The Case Of Mayotte Capécia
Fanon’s treatment of writer Mayotte Capécia offers a telling illustration of these limitations. In one of the rare moments where a Black woman is shown in an act of resistance, Capécia recalls a childhood incident in which she seized her inkwell and hurled it at a White classmate, hoping to darken him, to make him more like her. It is a small act of defiance, a child’s attempt to invert the hierarchy of the colonial world using the only power available to her.
But Fanon reads this incident differently. Rather than recognizing the gesture as an expression of resistant consciousness bounded by circumstance, he immediately pivots. He argues that Capécia “realizes early on how vain her efforts were … so, unable to blacken or negrify the world, she endeavors to whiten it in her body and mind” (Fanon, 1952). Her moment of agency is reframed as a precursor to assimilation, her childhood defiance absorbed into a narrative of desire for Whiteness. Myriam Chancy has argued pointedly that Fanon explicitly overlooks the complexities of Capécia’s own writing in reaching this conclusion. His interpretation is selective in ways that serve his theoretical purposes rather than doing justice to the woman herself.

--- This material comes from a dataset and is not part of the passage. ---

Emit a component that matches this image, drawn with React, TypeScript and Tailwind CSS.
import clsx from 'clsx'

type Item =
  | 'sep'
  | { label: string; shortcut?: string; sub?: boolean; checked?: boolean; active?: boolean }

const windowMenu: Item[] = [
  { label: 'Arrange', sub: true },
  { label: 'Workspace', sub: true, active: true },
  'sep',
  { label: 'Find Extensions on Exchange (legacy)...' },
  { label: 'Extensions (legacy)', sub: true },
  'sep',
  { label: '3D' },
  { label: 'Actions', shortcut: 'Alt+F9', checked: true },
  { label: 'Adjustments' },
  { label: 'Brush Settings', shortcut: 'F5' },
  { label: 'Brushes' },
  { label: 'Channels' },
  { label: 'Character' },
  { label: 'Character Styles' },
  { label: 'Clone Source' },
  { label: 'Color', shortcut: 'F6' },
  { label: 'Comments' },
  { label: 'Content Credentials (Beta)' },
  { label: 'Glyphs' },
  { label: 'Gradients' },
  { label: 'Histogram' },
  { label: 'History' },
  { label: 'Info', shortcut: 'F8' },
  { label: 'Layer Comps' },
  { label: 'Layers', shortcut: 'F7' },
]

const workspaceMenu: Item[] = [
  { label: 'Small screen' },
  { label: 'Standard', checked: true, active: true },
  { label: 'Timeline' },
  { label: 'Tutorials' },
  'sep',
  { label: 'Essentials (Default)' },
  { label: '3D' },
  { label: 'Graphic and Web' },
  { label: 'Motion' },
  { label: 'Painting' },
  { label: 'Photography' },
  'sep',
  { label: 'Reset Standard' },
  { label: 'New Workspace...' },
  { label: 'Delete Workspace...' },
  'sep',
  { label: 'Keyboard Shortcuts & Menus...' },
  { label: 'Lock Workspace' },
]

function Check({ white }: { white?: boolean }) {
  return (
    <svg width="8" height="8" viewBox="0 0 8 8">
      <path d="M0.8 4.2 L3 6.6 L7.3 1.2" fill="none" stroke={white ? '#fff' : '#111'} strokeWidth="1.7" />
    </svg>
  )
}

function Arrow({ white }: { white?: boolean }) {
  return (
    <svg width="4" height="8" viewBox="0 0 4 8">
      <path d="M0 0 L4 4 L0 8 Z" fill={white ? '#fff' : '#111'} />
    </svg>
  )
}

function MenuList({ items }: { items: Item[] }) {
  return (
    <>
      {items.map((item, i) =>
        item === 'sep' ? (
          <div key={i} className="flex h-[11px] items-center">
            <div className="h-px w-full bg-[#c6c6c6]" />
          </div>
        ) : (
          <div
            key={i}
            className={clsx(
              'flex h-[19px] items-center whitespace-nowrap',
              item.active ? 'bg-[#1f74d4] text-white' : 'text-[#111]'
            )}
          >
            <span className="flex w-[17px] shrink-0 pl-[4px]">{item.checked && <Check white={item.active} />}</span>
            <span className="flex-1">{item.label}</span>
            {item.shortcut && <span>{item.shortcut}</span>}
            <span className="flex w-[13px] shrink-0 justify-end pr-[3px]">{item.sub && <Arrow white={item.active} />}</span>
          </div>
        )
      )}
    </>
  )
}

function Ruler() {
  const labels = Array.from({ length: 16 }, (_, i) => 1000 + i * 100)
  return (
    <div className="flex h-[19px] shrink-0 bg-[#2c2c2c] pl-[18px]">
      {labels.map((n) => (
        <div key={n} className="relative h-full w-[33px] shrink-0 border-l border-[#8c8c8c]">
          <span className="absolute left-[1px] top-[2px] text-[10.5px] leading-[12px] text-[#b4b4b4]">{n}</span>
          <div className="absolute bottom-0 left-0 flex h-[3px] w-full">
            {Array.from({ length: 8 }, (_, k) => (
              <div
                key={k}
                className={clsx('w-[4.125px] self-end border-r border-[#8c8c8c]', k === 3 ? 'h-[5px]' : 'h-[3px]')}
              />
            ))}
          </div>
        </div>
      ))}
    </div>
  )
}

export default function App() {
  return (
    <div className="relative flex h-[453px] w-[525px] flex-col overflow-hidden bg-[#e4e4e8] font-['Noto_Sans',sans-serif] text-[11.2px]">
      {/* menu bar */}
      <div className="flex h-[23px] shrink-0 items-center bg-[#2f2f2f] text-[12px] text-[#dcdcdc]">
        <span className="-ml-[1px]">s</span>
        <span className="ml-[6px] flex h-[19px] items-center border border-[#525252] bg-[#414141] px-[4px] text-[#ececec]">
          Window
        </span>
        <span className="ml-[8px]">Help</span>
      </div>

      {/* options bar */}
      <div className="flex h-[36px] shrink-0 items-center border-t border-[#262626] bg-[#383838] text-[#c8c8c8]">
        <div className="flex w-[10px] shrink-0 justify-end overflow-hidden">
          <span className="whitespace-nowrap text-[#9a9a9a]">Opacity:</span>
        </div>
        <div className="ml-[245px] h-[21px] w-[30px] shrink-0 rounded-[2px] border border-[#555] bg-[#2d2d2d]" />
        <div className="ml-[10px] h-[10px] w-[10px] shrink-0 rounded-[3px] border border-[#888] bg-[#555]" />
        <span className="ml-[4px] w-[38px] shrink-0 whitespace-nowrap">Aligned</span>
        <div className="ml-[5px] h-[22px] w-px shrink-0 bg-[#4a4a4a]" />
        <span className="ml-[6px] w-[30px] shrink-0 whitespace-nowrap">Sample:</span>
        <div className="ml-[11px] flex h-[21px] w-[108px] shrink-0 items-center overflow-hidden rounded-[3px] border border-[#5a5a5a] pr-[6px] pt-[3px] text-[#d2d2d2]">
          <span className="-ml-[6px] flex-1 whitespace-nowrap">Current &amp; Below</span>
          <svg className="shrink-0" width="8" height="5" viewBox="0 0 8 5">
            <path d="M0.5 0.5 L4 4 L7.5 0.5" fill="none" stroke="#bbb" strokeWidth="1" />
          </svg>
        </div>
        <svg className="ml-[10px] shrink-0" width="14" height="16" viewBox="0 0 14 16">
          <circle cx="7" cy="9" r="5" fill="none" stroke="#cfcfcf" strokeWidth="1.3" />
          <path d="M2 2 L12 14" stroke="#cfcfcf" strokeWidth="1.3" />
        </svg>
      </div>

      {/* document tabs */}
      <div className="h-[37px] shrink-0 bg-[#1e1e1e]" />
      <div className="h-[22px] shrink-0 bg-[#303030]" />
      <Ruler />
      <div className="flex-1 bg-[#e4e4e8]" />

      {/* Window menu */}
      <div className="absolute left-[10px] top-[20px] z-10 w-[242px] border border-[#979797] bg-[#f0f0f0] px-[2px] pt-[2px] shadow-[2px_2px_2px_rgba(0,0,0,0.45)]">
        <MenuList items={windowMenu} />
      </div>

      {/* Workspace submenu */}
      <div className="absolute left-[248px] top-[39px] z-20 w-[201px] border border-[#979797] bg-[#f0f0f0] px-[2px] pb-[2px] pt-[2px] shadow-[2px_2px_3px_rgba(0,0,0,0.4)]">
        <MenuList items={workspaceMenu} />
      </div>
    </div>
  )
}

A Framework In Need Of Expansion
What Fanon’s analysis ultimately cannot accommodate is the reality of layered, intersecting oppressions. Black women under colonialism do not only experience racial subjugation; they experience that subjugation compounded by patriarchal structures. Fanon’s framework captures one axis of this experience with considerable power, but it flattens the rest.

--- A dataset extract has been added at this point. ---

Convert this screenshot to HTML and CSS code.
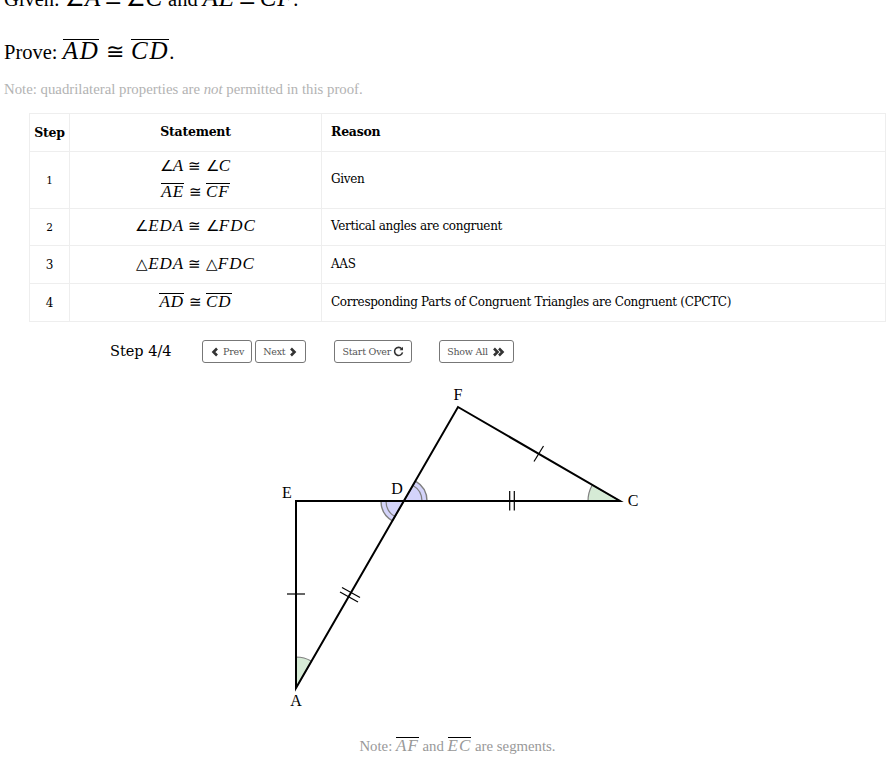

Bergner’s (1995) observation cuts to the heart of the matter: “though feminine subjectivity clearly deserves broader description, the dimensions of its confinement within Black Skin, White Masks indicate the architecture of raced masculinity and femininity in the colonial context.” In other words, Fanon’s silences reveal the gendered blind spots that even his liberatory project could not escape.
This is not to diminish Fanon’s extraordinary contribution. His works remain indispensable for understanding Black bodily ontology and the psychic dimensions of colonial domination. As Bergner notes, Fanon “de-essentializes both race and psychoanalytic models of subject formation,” transforming psychoanalysis into a tool for evaluating relations of power and cultural hegemony. That achievement stands. But an achievement is not above critique, and it is precisely because Fanon’s project matters that its limitations must be named.
Conclusion
With the development of intersectionality as both a concept and an analytical framework, the incompleteness of Fanon’s liberatory vision becomes impossible to overlook. His theory of Black liberation centers the Black man’s confrontation with the colonial order, but it relegates the experiences of Black women to the periphery. It defines them through their sexuality and dismisses their acts of resistance. Informed by the limitations of his time, Fanon fails to account for the distinct and intersecting oppressions Black women face, leaving his framework unable to speak to the totality of the Black experience.
With this, it becomes evident that to honor Fanon is not simply to cite him, but to extend and challenge him. To truly grasp the psychic damage colonialism inflicts upon Black people is to confront the full architecture of that damage in all its intersecting dimensions, and to insist that liberation, if it means anything at all, must encompass every subject the colonial world has marked.
References
Bergner, G. (1995). Who is that masked woman? Or, the role of gender in Fanon’s Black Skin, White Masks. PMLA, 110(1), 75–88. https://doi.org/10.2307/463196
Chancy, M. J. A. (1997). Framing silence: Revolutionary novels by Haitian women. Rutgers University Press.
Fanon, F. (1952). Black skin, white masks. Grove Press.
Fanon, F. (1961). The wretched of the earth. Grove Press.